§ **TASK DESCRIPTION**:
List each line holding the string "React".

§ **PROVIDED DATA**:
________________________________________
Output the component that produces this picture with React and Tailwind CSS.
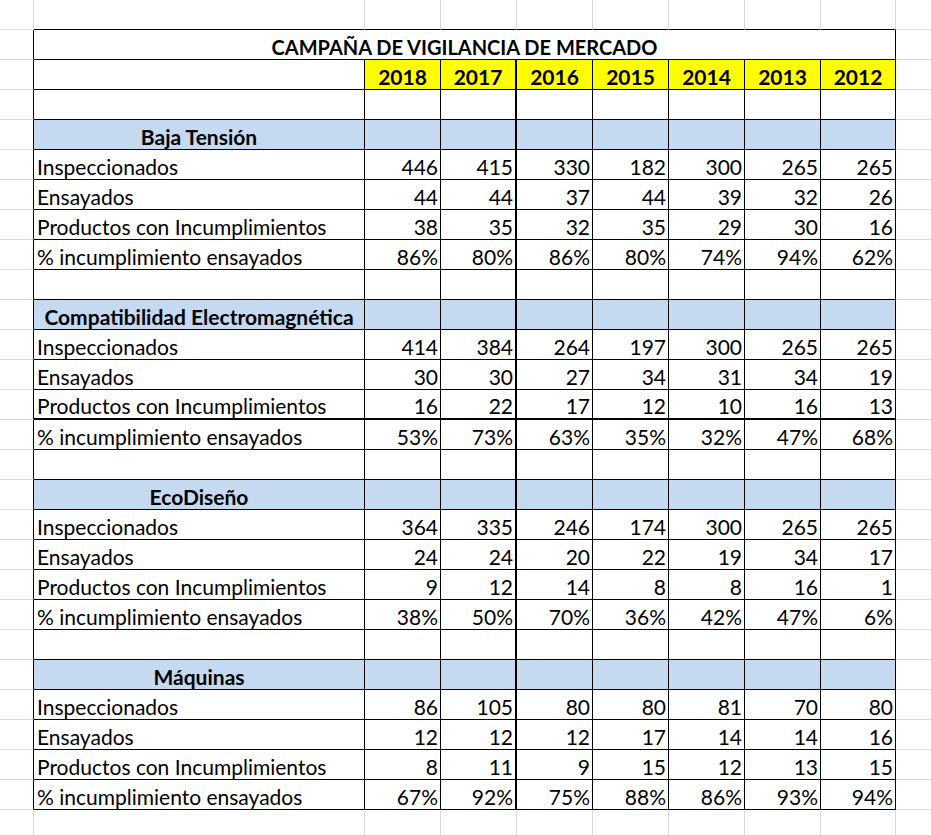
import React from "react";

const years = ["2018", "2017", "2016", "2015", "2014", "2013", "2012"];

const sections = [
  {
    title: "Baja Tensión",
    rows: [
      ["Inspeccionados", "446", "415", "330", "182", "300", "265", "265"],
      ["Ensayados", "44", "44", "37", "44", "39", "32", "26"],
      ["Productos con Incumplimientos", "38", "35", "32", "35", "29", "30", "16"],
      ["% incumplimiento ensayados", "86%", "80%", "86%", "80%", "74%", "94%", "62%"],
    ],
  },
  {
    title: "Compatibilidad Electromagnética",
    thickAfter: 2,
    rows: [
      ["Inspeccionados", "414", "384", "264", "197", "300", "265", "265"],
      ["Ensayados", "30", "30", "27", "34", "31", "34", "19"],
      ["Productos con Incumplimientos", "16", "22", "17", "12", "10", "16", "13"],
      ["% incumplimiento ensayados", "53%", "73%", "63%", "35%", "32%", "47%", "68%"],
    ],
  },
  {
    title: "EcoDiseño",
    rows: [
      ["Inspeccionados", "364", "335", "246", "174", "300", "265", "265"],
      ["Ensayados", "24", "24", "20", "22", "19", "34", "17"],
      ["Productos con Incumplimientos", "9", "12", "14", "8", "8", "16", "1"],
      ["% incumplimiento ensayados", "38%", "50%", "70%", "36%", "42%", "47%", "6%"],
    ],
  },
  {
    title: "Máquinas",
    rows: [
      ["Inspeccionados", "86", "105", "80", "80", "81", "70", "80"],
      ["Ensayados", "12", "12", "12", "17", "14", "14", "16"],
      ["Productos con Incumplimientos", "8", "11", "9", "15", "12", "13", "15"],
      ["% incumplimiento ensayados", "67%", "92%", "75%", "88%", "86%", "93%", "94%"],
    ],
  },
];

// spreadsheet cell outside the table: grey gridlines, black where it touches the table
const Outside = ({ right, bottom }) => (
  <div
    className={`border-r border-b ${right ? "border-r-black" : "border-r-[#dadada]"} ${
      bottom ? "border-b-black" : "border-b-[#dadada]"
    }`}
  />
);

const Cell = ({ children, col, thick, className = "" }) => (
  <div
    className={`flex items-end pb-[2px] whitespace-nowrap border-black border-b ${thick ? "border-b-2" : ""} ${
      col === 1 ? "border-r-2" : "border-r"
    } ${className}`}
  >
    {children}
  </div>
);

const App = () => {
  return (
    <div className="w-[932px] h-[835px] overflow-hidden bg-white font-['Lato',sans-serif] text-[21px] leading-none text-black">
      <div className="grid grid-cols-[34px_331px_76px_76px_76px_76px_76px_76px_75px_1fr] auto-rows-[30px]">
        {/* top spare row */}
        <Outside />
        {[0, 1, 2, 3, 4, 5, 6, 7].map((i) => (
          <Outside key={i} bottom />
        ))}
        <Outside />

        {/* title */}
        <Outside right />
        <div className="col-span-8 flex items-end justify-center pb-[2px] border-r border-b border-black font-bold text-[20px]">
          CAMPAÑA DE VIGILANCIA DE MERCADO
        </div>
        <Outside />

        {/* years */}
        <Outside right />
        <Cell />
        {years.map((y, i) => (
          <Cell key={y} col={i} className="justify-center bg-[#ffff00] font-bold">
            {y}
          </Cell>
        ))}
        <Outside />

        {sections.map((s) => (
          <React.Fragment key={s.title}>
            <Outside right />
            <Cell />
            {years.map((y, i) => (
              <Cell key={y} col={i} />
            ))}
            <Outside />

            <Outside right />
            <Cell className="justify-center bg-[#c5d9f1] font-bold">{s.title}</Cell>
            {years.map((y, i) => (
              <Cell key={y} col={i} className="bg-[#c5d9f1]" />
            ))}
            <Outside />

            {s.rows.map((r, ri) => (
              <React.Fragment key={r[0]}>
                <Outside right />
                <Cell thick={s.thickAfter === ri} className="pl-[3px]">
                  {r[0]}
                </Cell>
                {r.slice(1).map((v, i) => (
                  <Cell key={i} col={i} thick={s.thickAfter === ri} className="justify-end pr-[2px]">
                    {v}
                  </Cell>
                ))}
                <Outside />
              </React.Fragment>
            ))}
          </React.Fragment>
        ))}

        {/* bottom spare row */}
        {[0, 1, 2, 3, 4, 5, 6, 7, 8, 9].map((i) => (
          <Outside key={i} />
        ))}
      </div>
    </div>
  );
};

export default App;
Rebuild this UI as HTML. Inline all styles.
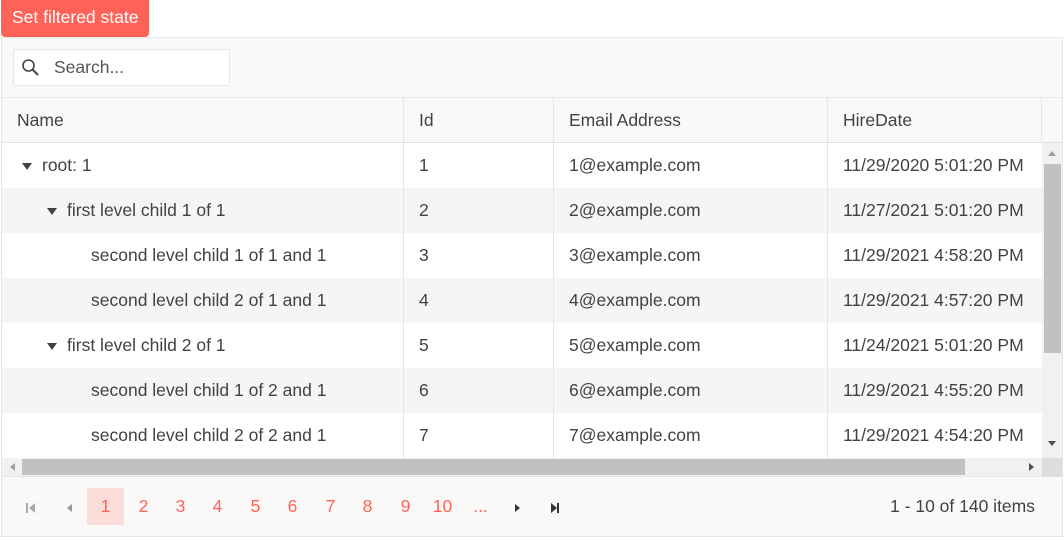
<!DOCTYPE html>
<html><head><style>
*{box-sizing:border-box;margin:0;padding:0}
body{width:1064px;height:540px;background:#fff;font-family:"Liberation Sans",sans-serif;font-size:17.5px;color:#424242;position:relative;overflow:hidden}
.abs{position:absolute}
.btn{left:1px;top:0;width:148px;height:37px;background:#ff6358;color:#fff;border-radius:0 0 4px 4px;line-height:35px;padding-left:11px}
.grid{left:1px;top:37px;width:1062px;height:500px;border:1px solid #e6e6e6;background:#faf9f8}
.search{left:11px;top:11px;width:217px;height:37px;background:#fff;border:1px solid #e6e6e6;border-radius:2px}
.hdr{left:0;top:59px;width:1060px;height:46px;border-top:1px solid #e6e6e6;border-bottom:1px solid #e0e0e0;background:#faf9f8}
.cell{position:absolute;top:0;height:100%;line-height:44px;padding-left:15px;border-left:1px solid #e6e6e6;white-space:nowrap;overflow:hidden}
.row{position:absolute;left:0;width:1040px;height:45px}
.row .cell{line-height:45px}
.tri{display:inline-block;width:0;height:0;border-left:5px solid transparent;border-right:5px solid transparent;border-top:7px solid #424242;margin-right:10px;vertical-align:1px}
.pg{position:absolute;top:450px;height:37px;width:37px;text-align:center;line-height:37px;color:#ff6358}
</style></head><body>
<div class="abs btn">Set filtered state</div>
<div class="abs grid">
 <div class="abs search">
  <svg class="abs" style="left:7px;top:8px" width="20" height="20" viewBox="0 0 20 20"><circle cx="7.5" cy="7.5" r="5.5" fill="none" stroke="#424242" stroke-width="1.6"/><path d="M11.5 11.5 L17 17" stroke="#424242" stroke-width="2"/></svg>
  <span class="abs" style="left:40px;top:7px;color:#555">Search...</span>
 </div>
 <div class="abs hdr">
  <div class="cell" style="left:0;width:401px;border-left:none">Name</div>
  <div class="cell" style="left:401px;width:150px">Id</div>
  <div class="cell" style="left:551px;width:274px">Email Address</div>
  <div class="cell" style="left:825px;width:214px">HireDate</div>
  <div class="cell" style="left:1039px;width:21px"></div>
 </div>
 <div class="abs" style="left:0;top:105px;width:1040px;height:315px;background:#fff;overflow:hidden">
  <div class="row" style="top:0;background:#fff"><div class="cell" style="left:0;width:401px;border:none;padding-left:20px"><span class="tri"></span>root: 1</div><div class="cell" style="left:401px;width:150px">1</div><div class="cell" style="left:551px;width:274px">1@example.com</div><div class="cell" style="left:825px;width:215px">11/29/2020 5:01:20 PM</div></div>
  <div class="row" style="top:45px;background:#f5f5f5"><div class="cell" style="left:0;width:401px;border:none;padding-left:45px"><span class="tri"></span>first level child 1 of 1</div><div class="cell" style="left:401px;width:150px">2</div><div class="cell" style="left:551px;width:274px">2@example.com</div><div class="cell" style="left:825px;width:215px">11/27/2021 5:01:20 PM</div></div>
  <div class="row" style="top:90px;background:#fff"><div class="cell" style="left:0;width:401px;border:none;padding-left:89px">second level child 1 of 1 and 1</div><div class="cell" style="left:401px;width:150px">3</div><div class="cell" style="left:551px;width:274px">3@example.com</div><div class="cell" style="left:825px;width:215px">11/29/2021 4:58:20 PM</div></div>
  <div class="row" style="top:135px;background:#f5f5f5"><div class="cell" style="left:0;width:401px;border:none;padding-left:89px">second level child 2 of 1 and 1</div><div class="cell" style="left:401px;width:150px">4</div><div class="cell" style="left:551px;width:274px">4@example.com</div><div class="cell" style="left:825px;width:215px">11/29/2021 4:57:20 PM</div></div>
  <div class="row" style="top:180px;background:#fff"><div class="cell" style="left:0;width:401px;border:none;padding-left:45px"><span class="tri"></span>first level child 2 of 1</div><div class="cell" style="left:401px;width:150px">5</div><div class="cell" style="left:551px;width:274px">5@example.com</div><div class="cell" style="left:825px;width:215px">11/24/2021 5:01:20 PM</div></div>
  <div class="row" style="top:225px;background:#f5f5f5"><div class="cell" style="left:0;width:401px;border:none;padding-left:89px">second level child 1 of 2 and 1</div><div class="cell" style="left:401px;width:150px">6</div><div class="cell" style="left:551px;width:274px">6@example.com</div><div class="cell" style="left:825px;width:215px">11/29/2021 4:55:20 PM</div></div>
  <div class="row" style="top:270px;background:#fff"><div class="cell" style="left:0;width:401px;border:none;padding-left:89px">second level child 2 of 2 and 1</div><div class="cell" style="left:401px;width:150px">7</div><div class="cell" style="left:551px;width:274px">7@example.com</div><div class="cell" style="left:825px;width:215px">11/29/2021 4:54:20 PM</div></div>
 </div>
 <div class="abs" style="left:1040px;top:105px;width:20px;height:315px;background:#f1f1f1"></div>
 <div class="abs" style="left:1042px;top:126px;width:17px;height:189px;background:#c1c1c1"></div>
 <div class="abs" style="left:1046px;top:113px;width:0;height:0;border-left:4px solid transparent;border-right:4px solid transparent;border-bottom:5px solid #a39e96"></div>
 <div class="abs" style="left:1046px;top:403px;width:0;height:0;border-left:4px solid transparent;border-right:4px solid transparent;border-top:5px solid #505050"></div>
 <div class="abs" style="left:0;top:420px;width:1040px;height:19px;background:#f1f1f1;border-bottom:1px solid #e6e6e6"></div>
 <div class="abs" style="left:20px;top:421px;width:943px;height:16px;background:#c1c1c1"></div>
 <div class="abs" style="left:8px;top:425px;width:0;height:0;border-top:4px solid transparent;border-bottom:4px solid transparent;border-right:5px solid #a39e96"></div>
 <div class="abs" style="left:1027px;top:425px;width:0;height:0;border-top:4px solid transparent;border-bottom:4px solid transparent;border-left:5px solid #505050"></div>
 <div class="abs" style="left:1040px;top:420px;width:20px;height:19px;background:#ddd"></div>
 <svg class="abs" style="left:23px;top:464px" width="12" height="12"><rect x="1" y="1" width="2" height="10" fill="#aaa"/><path d="M10 1 L4 6 L10 11Z" fill="#aaa"/></svg>
 <svg class="abs" style="left:62px;top:464px" width="12" height="12"><path d="M8 2 L3 6 L8 10Z" fill="#999"/></svg>
 <div class="pg" style="left:85px;background:#fadcd9">1</div>
 <div class="pg" style="left:123px">2</div><div class="pg" style="left:160px">3</div><div class="pg" style="left:197px">4</div><div class="pg" style="left:235px">5</div><div class="pg" style="left:272px">6</div><div class="pg" style="left:310px">7</div><div class="pg" style="left:347px">8</div><div class="pg" style="left:385px">9</div><div class="pg" style="left:422px">10</div><div class="pg" style="left:460px">...</div>
 <svg class="abs" style="left:510px;top:464px" width="12" height="12"><path d="M3 2 L8 6 L3 10Z" fill="#333"/></svg>
 <svg class="abs" style="left:547px;top:464px" width="12" height="12"><path d="M2 1 L8 6 L2 11Z" fill="#333"/><rect x="8" y="1" width="2" height="10" fill="#333"/></svg>
 <div class="abs" style="right:27px;top:458px">1 - 10 of 140 items</div>
</div>
</body></html>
________________________________________
§ **FULL SOLUTION**:
Output the component that produces this picture with React and Tailwind CSS.
import React from "react";
          <React.Fragment key={s.title}>
              <React.Fragment key={r[0]}>
              </React.Fragment>
          </React.Fragment>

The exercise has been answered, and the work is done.